I miss my younger years, and I’m only twenty-six! Life was much easier as a child. No student loan repayments, no phone bills, no car payments, no insurance for the car payments, no having to dodge  solicitors and/or canvassers pushing their products on me or asking me for money. I mean I don’t have it like that. I’m not Oprah or Warren Buffet. Like, can you help me?

But seriously, I vaguely remember the term social contract from my high school government classes. I wanted to be sure my understanding, some eleven years later, was still correct. Therefore, I took it upon myself to double check with a credible source, Encyclopedia Brittanica. According to the Encyclopedia Brittanica, within the context of political philosophy, a social contract is defined as: “an actual or hypothetical compact, or agreement, between the ruled and their rulers, defining the rights and duties of each.” My definition was pretty similar, sans the stereotypical British pretension of course–I’m American so naturally I use a more relaxed register in general. But, I digress.

Why do I bring up the political philosophy of social contract? Well, I’ve been getting irritated a lot more these days. The source of my irritation–people. Bear with me here as I elaborate. I think– and I’m sure this cannot be an original idea, and I didn’t thoroughly research before writing this, but here I go– that social contracts are at work with all human interactions, and they do not necessitate a written agreement. As a society there are implied rules for behavior otherwise known as common decency. When people break these implied rules, in other words lack etiquette, as a person on the receiving end of gauche behavior is there a wrong way to react? Is there a thin line between rude and real?

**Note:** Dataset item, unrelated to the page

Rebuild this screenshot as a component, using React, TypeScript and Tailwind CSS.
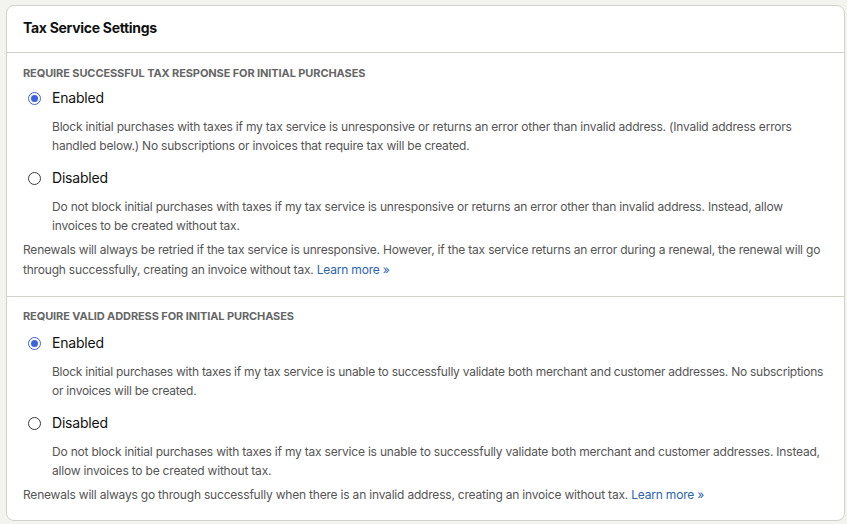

Let me give an example. While practicing my yoga in the living room, a relative said: “I need to continue watching this show. Can you move?” Now, you may believe this was harmless, but context is everything. The relative had left the living room to start cooking in the kitchen, and was speaking to another relative over the phone. Usually she, the relative who wanted me to leave the living room mid-practice, speaks on the phone for at minimum 40 minutes. I started an at-home video program that was 26 minutes long. Since, the relative in question’s conversation ended earlier than the 40 minutes she expected me to just move. Mind you, I was in the half moon pose rotating my ankle. This was at about 20 minutes into the practice, and I try to tune out what’s going on that doesn’t serve me. However, I yielded to the relative and after coming out of the pose did a 30 second child’s pose to close out the practice and go–write this post!

How do I think the relative should have handled the situation? She knows I usually practice yoga for 20-30 minutes three days a week in the living. She could have asked me how much longer I thought I’d be instead of asking me to leave so she could watch television. Moreover, she was watching an episode of a show on Netflix that she had already watched! I practice yoga to calm myself. Brett Kavanaugh had just gotten the senate votes he needed to get confirmed as an Associate Justice of the Supreme Court, and I was upset by it. I took a walk. Came back home. Read a little bit. Waited for an opportunity to do yoga to close out and come to terms, and then BOOM. No yoga for me.

Maybe you think I’m being ridiculous, but that’s how I process and move through the world. I sneak in the moments I can to build a better me, and make as few waves as possible at home and elsewhere by keeping a low profile, and so yes, I felt a lot more than inconvenienced when that incident happened. Why did I ask the question: is there a thin line between rude and real? I ask because yielding is not what I wanted to do. Yielding is what the social contract to which I prescribe, and which is deeply ingrained within me, required me to do it. What I wanted to do was get REAL. I wanted to say: really, you can’t wait for me to finish this video on my laptop in six minutes before you go back to watching an episode you know you’ve already watched before?

Beyoncé sang: “What’s worst? Lookin’ jealous or crazy? Jealous or crazy? Or like being walked all over lately, walked over lately. I’d rather be crazy.” And to be quite frank, I have to agree. I looked jealous, rolling up my pink yoga mat from Five Below, because someone got to benefit from my adhering to the social contract when they had broken it. But honestly, I would’ve rather looked crazy coming for this relative’s whole life! I feel like I would have felt good about it.

And yet, had I acted crazy the situation would have escalated. But, sometimes I’m just tired of being nice. I want to be more like Rihanna. Do whatever I want, the rest of the world and their social contract be damned! Sometimes people need to hear the real; it may come off as rude, but as the saying goes once bitten, twice shy. I need to reflect on why I yield so much, and so easily. Maybe I’m just upset with myself. How do I plan on self improving? I’m on the library’s waitlist for Mark Manson’s book The Subtle Art of Not Giving a F*ck: A Counterintuitive Approach to Living a Good Life. I’m number 445 in the cue. It’s going to be a minute. FML. Pray for me.

Oh yeah, and by the way, not EVEN halfway through me writing this blogpost she’s back on the phone.